Let us hope not, and the movements occurring across the US of hundreds of local governments, businesses, and organizations in the US that have joined the “We Are Still In” become even more of a powerful movement. We need a doubling down on pledging to cut emissions, and continued move to renewable energy as the source of clean energy has the innovative access, political and social will. The ability to solving fossil fuel problems, the ability to blend or phase in new technology at scale, such as hydrogen, and can find ways and means that accelerate the carbon capture solutions that we still need to resolve.

I want to believe there are many ways for other transformation solutions to energy solutions that will emerge in the years ahead. These new solutions will be needed to make sure “we are doing enough.” This is in reducing worrying climate concerns, eradicating as much greenhouse gases as possible, alongside re-vitalizing the energy industry to provide electricity that is as clean as it can be from sources that reduce carbon. In making our infrastructure robust and resilient, and a sustainable source of power to “fuel” our cities, cars, and economic and societal aspirations.

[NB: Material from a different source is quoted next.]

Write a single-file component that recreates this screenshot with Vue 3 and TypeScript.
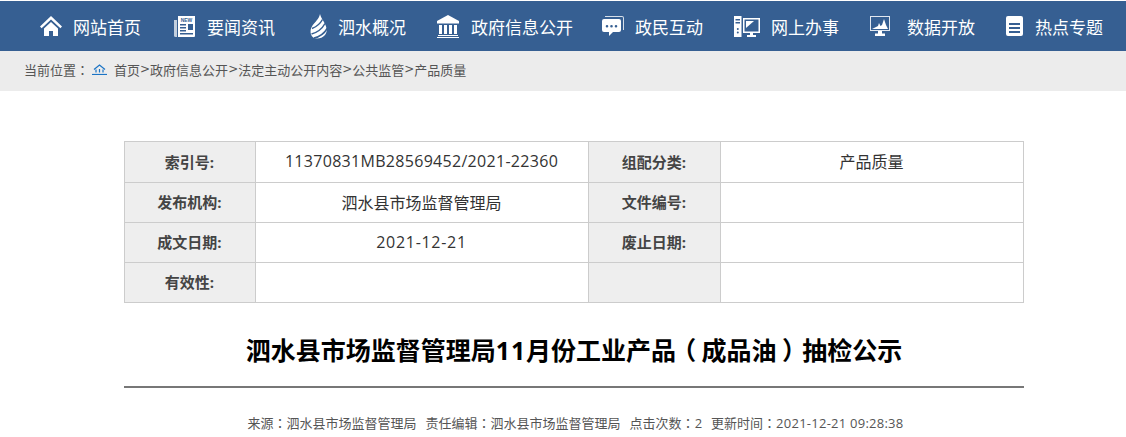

Mr. President, you can tear down walls in past policies, protocols, precedences; we have seen this constantly but can you replace them with solutions that will make America great again? Ideas flow across boundaries, please don’t bury those in one-sided policies, you need to tear down but also build up and find the ways and means to ignite the imagination we all need to resolve global warming. The US has some of the best innovative capabilities, we need leadership to “enable” them, to solve complex problems and lead the world in new concepts, solutions, and approaches. The US is very capable of finding breakthrough solutions for our energy and climate needs.

Are we doing enough? No, as we do need to reverse this negative energy and make it positive.